**What is being asked**
Skip all pictures, then print the remaining material exactly.

**Data section**
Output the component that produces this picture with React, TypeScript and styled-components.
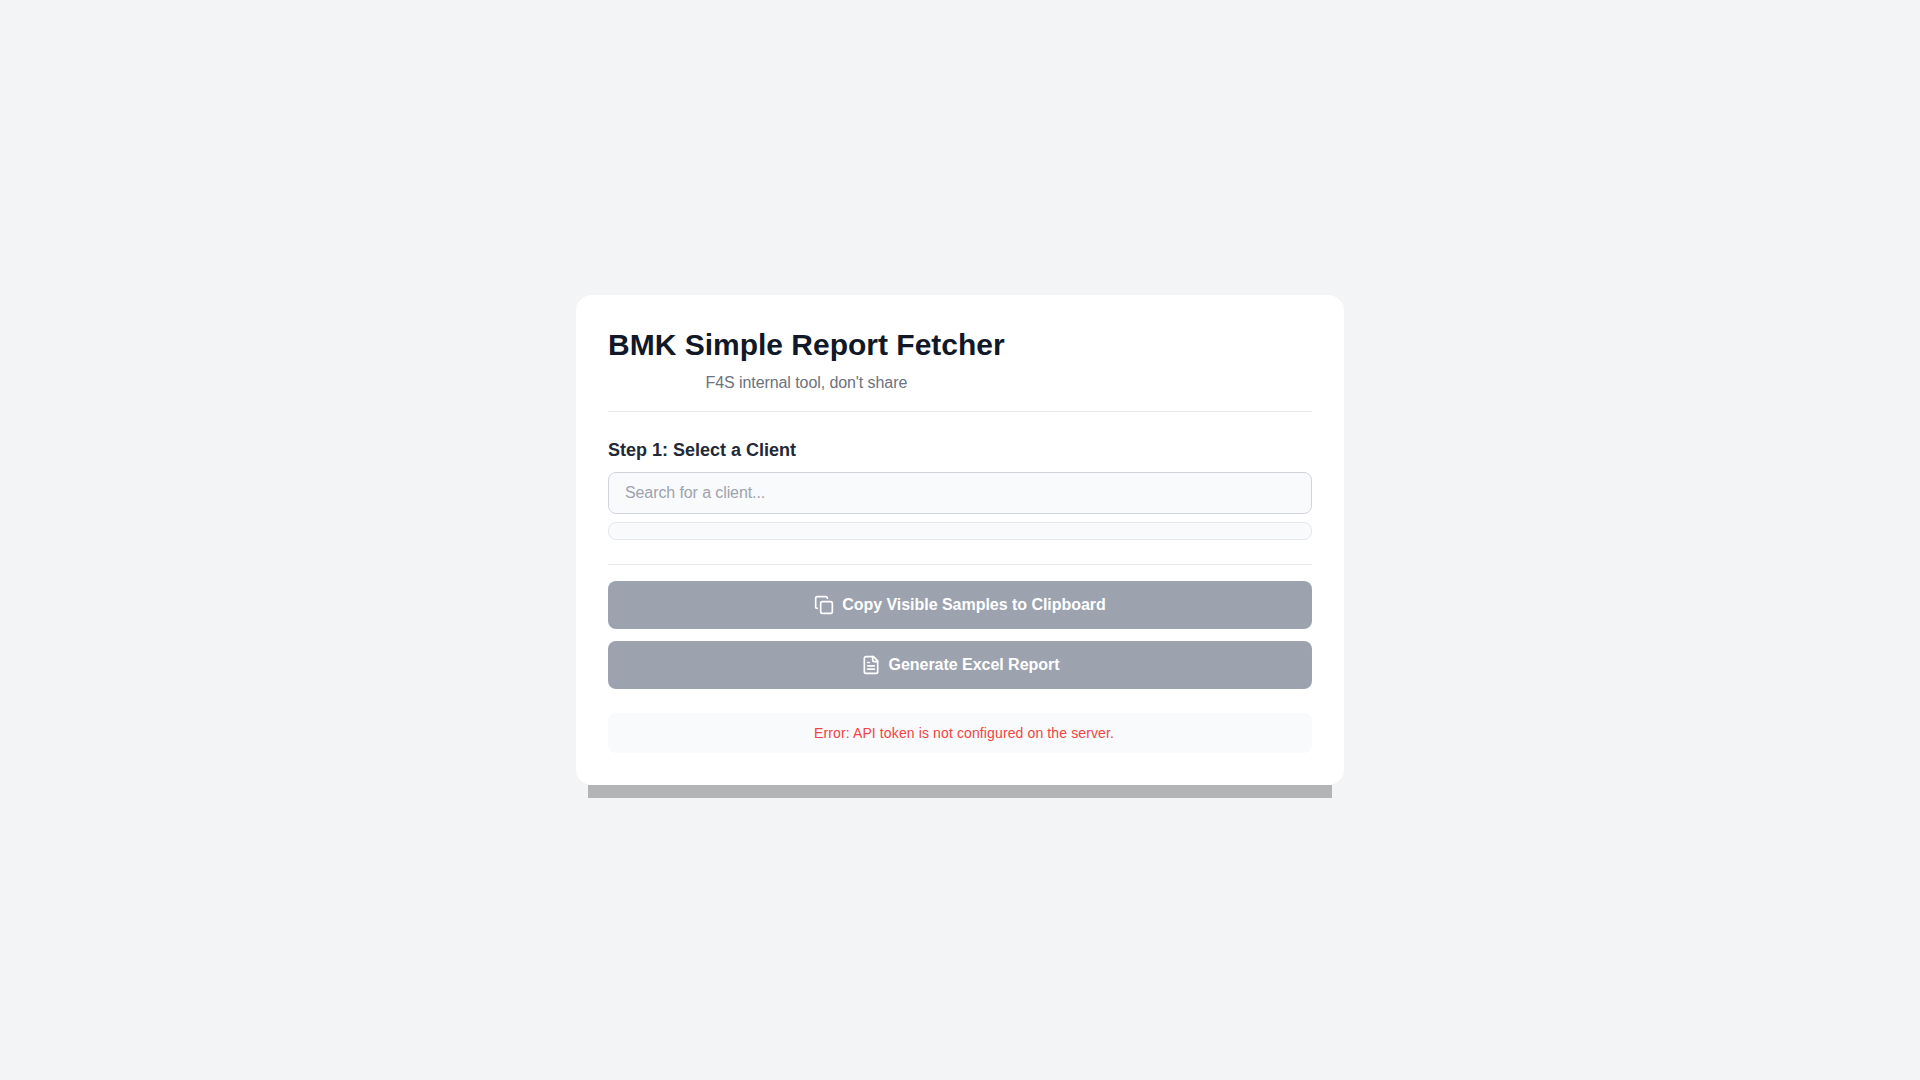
import React from 'react';
import styled, { createGlobalStyle } from 'styled-components';

const GlobalStyle = createGlobalStyle`
  html, body {
    margin: 0;
    padding: 0;
  }
  body {
    background: #f3f4f6;
    font-family: Arial, 'Liberation Sans', sans-serif;
  }
  * {
    box-sizing: border-box;
  }
`;

const Page = styled.div`
  min-height: 100vh;
  display: flex;
  align-items: center;
  justify-content: center;
`;

const Card = styled.div`
  position: relative;
  width: 768px;
  padding: 32px;
  background: #fff;
  border-radius: 16px;

  /* hard-edged shadow strip under the card */
  &::after {
    content: '';
    position: absolute;
    left: 12px;
    right: 12px;
    top: 100%;
    height: 13px;
    background: #b3b4b6;
  }
`;

const Header = styled.header`
  padding-bottom: 16px;
  margin-bottom: 24px;
  border-bottom: 1px solid #e5e7eb;
`;

const HeaderText = styled.div`
  display: inline-block;
  text-align: center;
`;

const Title = styled.h1`
  margin: 0;
  font-size: 30px;
  line-height: 36px;
  font-weight: 700;
  color: #111827;
`;

const Subtitle = styled.p`
  margin: 8px 0 0;
  font-size: 16px;
  line-height: 24px;
  letter-spacing: -0.08px;
  color: #6b7280;
`;

const Section = styled.section`
  padding-bottom: 24px;
  margin-bottom: 16px;
  border-bottom: 1px solid #e5e7eb;
`;

const StepTitle = styled.h2`
  margin: 0 0 8px;
  font-size: 18px;
  line-height: 28px;
  font-weight: 600;
  color: #1f2937;
`;

const SearchInput = styled.input`
  display: block;
  width: 100%;
  height: 42px;
  padding: 8px 16px;
  font-family: inherit;
  font-size: 16px;
  letter-spacing: -0.1px;
  color: #111827;
  background: #f9fafb;
  border: 1px solid #d1d5db;
  border-radius: 8px;
  outline: none;

  &::placeholder {
    color: #9ca3af;
  }
`;

const ClientList = styled.div`
  height: 18px;
  margin-top: 8px;
  background: #f9fafb;
  border: 1px solid #e5e7eb;
  border-radius: 8px;
`;

const Actions = styled.div`
  display: flex;
  flex-direction: column;
  gap: 12px;
`;

const ActionButton = styled.button`
  display: flex;
  align-items: center;
  justify-content: center;
  gap: 8px;
  width: 100%;
  height: 48px;
  padding: 0;
  font-family: inherit;
  font-size: 16px;
  font-weight: 700;
  letter-spacing: -0.03px;
  color: #fff;
  background: #9ca3af;
  border: none;
  border-radius: 8px;
`;

const StatusBox = styled.div`
  height: 40px;
  margin-top: 24px;
  padding-left: 8px;
  display: flex;
  align-items: center;
  justify-content: center;
  font-size: 14px;
  letter-spacing: 0.12px;
  color: #ef4444;
  background: #f9fafb;
  border-radius: 8px;
`;

const Icon = styled.svg`
  width: 20px;
  height: 20px;
  fill: none;
  stroke: currentColor;
  stroke-width: 2;
  stroke-linecap: round;
  stroke-linejoin: round;
`;

const CopyIcon = () => (
  <Icon viewBox="0 0 24 24">
    <rect x="8" y="8" width="14" height="14" rx="2" ry="2" />
    <path d="M4 16c-1.1 0-2-.9-2-2V4c0-1.1.9-2 2-2h10c1.1 0 2 .9 2 2" />
  </Icon>
);

const FileIcon = () => (
  <Icon viewBox="0 0 24 24">
    <path d="M15 2H6a2 2 0 0 0-2 2v16a2 2 0 0 0 2 2h12a2 2 0 0 0 2-2V7Z" />
    <path d="M14 2v4a2 2 0 0 0 2 2h4" />
    <path d="M16 13H8" />
    <path d="M16 17H8" />
    <path d="M10 9H8" />
  </Icon>
);

const App: React.FC = () => {
  return (
    <Page>
      <GlobalStyle />
      <Card>
        <Header>
          <HeaderText>
            <Title>BMK Simple Report Fetcher</Title>
            <Subtitle>F4S internal tool, don't share</Subtitle>
          </HeaderText>
        </Header>
        <Section>
          <StepTitle>Step 1: Select a Client</StepTitle>
          <SearchInput type="text" placeholder="Search for a client..." />
          <ClientList />
        </Section>
        <Actions>
          <ActionButton disabled>
            <CopyIcon />
            Copy Visible Samples to Clipboard
          </ActionButton>
          <ActionButton disabled>
            <FileIcon />
            Generate Excel Report
          </ActionButton>
        </Actions>
        <StatusBox>Error: API token is not configured on the server.</StatusBox>
      </Card>
    </Page>
  );
};

export default App;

**Finished task**
Output the component that produces this picture with React, TypeScript and styled-components.
import React from 'react';
import styled, { createGlobalStyle } from 'styled-components';

const GlobalStyle = createGlobalStyle`
  html, body {
    margin: 0;
    padding: 0;
  }
  body {
    background: #f3f4f6;
    font-family: Arial, 'Liberation Sans', sans-serif;
  }
  * {
    box-sizing: border-box;
  }
`;

const Page = styled.div`
  min-height: 100vh;
  display: flex;
  align-items: center;
  justify-content: center;
`;

const Card = styled.div`
  position: relative;
  width: 768px;
  padding: 32px;
  background: #fff;
  border-radius: 16px;

  /* hard-edged shadow strip under the card */
  &::after {
    content: '';
    position: absolute;
    left: 12px;
    right: 12px;
    top: 100%;
    height: 13px;
    background: #b3b4b6;
  }
`;

const Header = styled.header`
  padding-bottom: 16px;
  margin-bottom: 24px;
  border-bottom: 1px solid #e5e7eb;
`;

const HeaderText = styled.div`
  display: inline-block;
  text-align: center;
`;

const Title = styled.h1`
  margin: 0;
  font-size: 30px;
  line-height: 36px;
  font-weight: 700;
  color: #111827;
`;

const Subtitle = styled.p`
  margin: 8px 0 0;
  font-size: 16px;
  line-height: 24px;
  letter-spacing: -0.08px;
  color: #6b7280;
`;

const Section = styled.section`
  padding-bottom: 24px;
  margin-bottom: 16px;
  border-bottom: 1px solid #e5e7eb;
`;

const StepTitle = styled.h2`
  margin: 0 0 8px;
  font-size: 18px;
  line-height: 28px;
  font-weight: 600;
  color: #1f2937;
`;

const SearchInput = styled.input`
  display: block;
  width: 100%;
  height: 42px;
  padding: 8px 16px;
  font-family: inherit;
  font-size: 16px;
  letter-spacing: -0.1px;
  color: #111827;
  background: #f9fafb;
  border: 1px solid #d1d5db;
  border-radius: 8px;
  outline: none;

  &::placeholder {
    color: #9ca3af;
  }
`;

const ClientList = styled.div`
  height: 18px;
  margin-top: 8px;
  background: #f9fafb;
  border: 1px solid #e5e7eb;
  border-radius: 8px;
`;

const Actions = styled.div`
  display: flex;
  flex-direction: column;
  gap: 12px;
`;

const ActionButton = styled.button`
  display: flex;
  align-items: center;
  justify-content: center;
  gap: 8px;
  width: 100%;
  height: 48px;
  padding: 0;
  font-family: inherit;
  font-size: 16px;
  font-weight: 700;
  letter-spacing: -0.03px;
  color: #fff;
  background: #9ca3af;
  border: none;
  border-radius: 8px;
`;

const StatusBox = styled.div`
  height: 40px;
  margin-top: 24px;
  padding-left: 8px;
  display: flex;
  align-items: center;
  justify-content: center;
  font-size: 14px;
  letter-spacing: 0.12px;
  color: #ef4444;
  background: #f9fafb;
  border-radius: 8px;
`;

const Icon = styled.svg`
  width: 20px;
  height: 20px;
  fill: none;
  stroke: currentColor;
  stroke-width: 2;
  stroke-linecap: round;
  stroke-linejoin: round;
`;

const CopyIcon = () => (
  <Icon viewBox="0 0 24 24">
    <rect x="8" y="8" width="14" height="14" rx="2" ry="2" />
    <path d="M4 16c-1.1 0-2-.9-2-2V4c0-1.1.9-2 2-2h10c1.1 0 2 .9 2 2" />
  </Icon>
);

const FileIcon = () => (
  <Icon viewBox="0 0 24 24">
    <path d="M15 2H6a2 2 0 0 0-2 2v16a2 2 0 0 0 2 2h12a2 2 0 0 0 2-2V7Z" />
    <path d="M14 2v4a2 2 0 0 0 2 2h4" />
    <path d="M16 13H8" />
    <path d="M16 17H8" />
    <path d="M10 9H8" />
  </Icon>
);

const App: React.FC = () => {
  return (
    <Page>
      <GlobalStyle />
      <Card>
        <Header>
          <HeaderText>
            <Title>BMK Simple Report Fetcher</Title>
            <Subtitle>F4S internal tool, don't share</Subtitle>
          </HeaderText>
        </Header>
        <Section>
          <StepTitle>Step 1: Select a Client</StepTitle>
          <SearchInput type="text" placeholder="Search for a client..." />
          <ClientList />
        </Section>
        <Actions>
          <ActionButton disabled>
            <CopyIcon />
            Copy Visible Samples to Clipboard
          </ActionButton>
          <ActionButton disabled>
            <FileIcon />
            Generate Excel Report
          </ActionButton>
        </Actions>
        <StatusBox>Error: API token is not configured on the server.</StatusBox>
      </Card>
    </Page>
  );
};

export default App;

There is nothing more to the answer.